Additional proposals and proceedings that might affect the natural gas
industry are pending before Congress, the FERC and the courts. The natural gas
industry historically has been very heavily regulated; therefore, there is no
assurance that the less stringent regulatory approach recently pursued by the
FERC and Congress will continue.
FEDERAL REGULATION OF SALES AND TRANSPORTATION OF CRUDE OIL. Our sales of
crude oil and condensate are currently not regulated and are made at market
prices. In a number of instances, however, the ability to transport and sell
such products are dependent on pipelines whose rates, terms and conditions of
service are subject to FERC jurisdiction under the Interstate Commerce Act.
Certain regulations implemented by the FERC in recent years could result in an
increase in the cost of transportation service on certain petroleum products
pipelines.
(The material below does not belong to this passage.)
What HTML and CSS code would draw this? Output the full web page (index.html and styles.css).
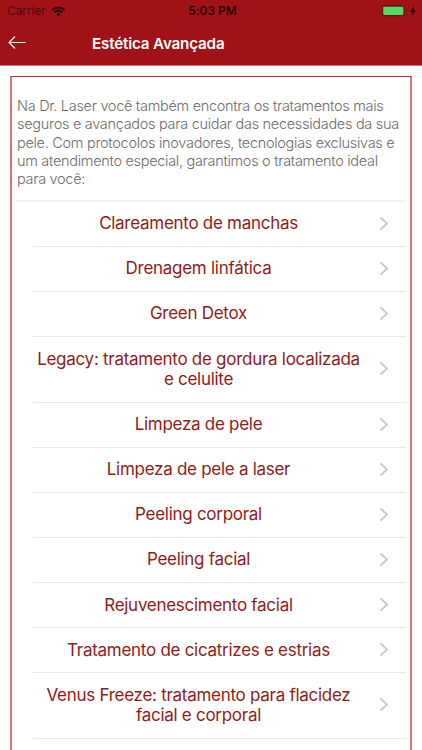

However, we do not believe that these regulations affect us any
differently than other natural gas producers.
FEDERAL LEASES. The majority of our U.S. operations are located on federal
oil and gas leases, which are administered by the MMS. These leases are issued
through competitive bidding, contain relatively standardized terms and require
compliance with detailed MMS regulations and orders pursuant to OCSLA (which are
subject to change by the MMS). For offshore operations, lessees must obtain MMS
approval for exploration plans and development and production plans prior to the
commencement of such operations. In addition to permits required from other
agencies (such as the Coast Guard, the Army Corps of Engineers and the
Environmental Protection Agency), lessees must obtain a permit from the MMS
prior to the commencement of drilling. The MMS has promulgated regulations
requiring offshore production facilities located on the Shelf to meet stringent
engineering and construction specifications. The MMS also has regulations
restricting the flaring or venting of natural gas, and has proposed to amend
such regulations to prohibit the flaring of liquid hydrocarbons and oil without
prior authorization. Similarly, the MMS has promulgated other regulations
governing the plugging and abandonment of wells located offshore and the removal
of all production facilities. To cover the various obligations of lessees on the
Shelf, the MMS generally requires that lessees have substantial net worth or
post bonds or other acceptable assurances that such obligations will be met. The
cost of such bonds or other surety can be substantial and there is no assurance
that bonds or other surety can be obtained in all cases. We are currently exempt
from the supplemental bonding requirements of the MMS. Under certain
circumstances, the MMS may require that our operations on federal leases be
suspended or terminated. Any such suspension or termination could materially and
adversely affect our financial condition, cash flows and results of operations.
35
The MMS has issued a final rule that governs the calculation of royalties
and the valuation of crude oil produced from federal leases. This rule provides
that the MMS will collect royalties based upon the market value of oil produced
from federal leases. The lawfulness of the new rule has been challenged in
federal court. We cannot predict what action the MMS will take on this matter.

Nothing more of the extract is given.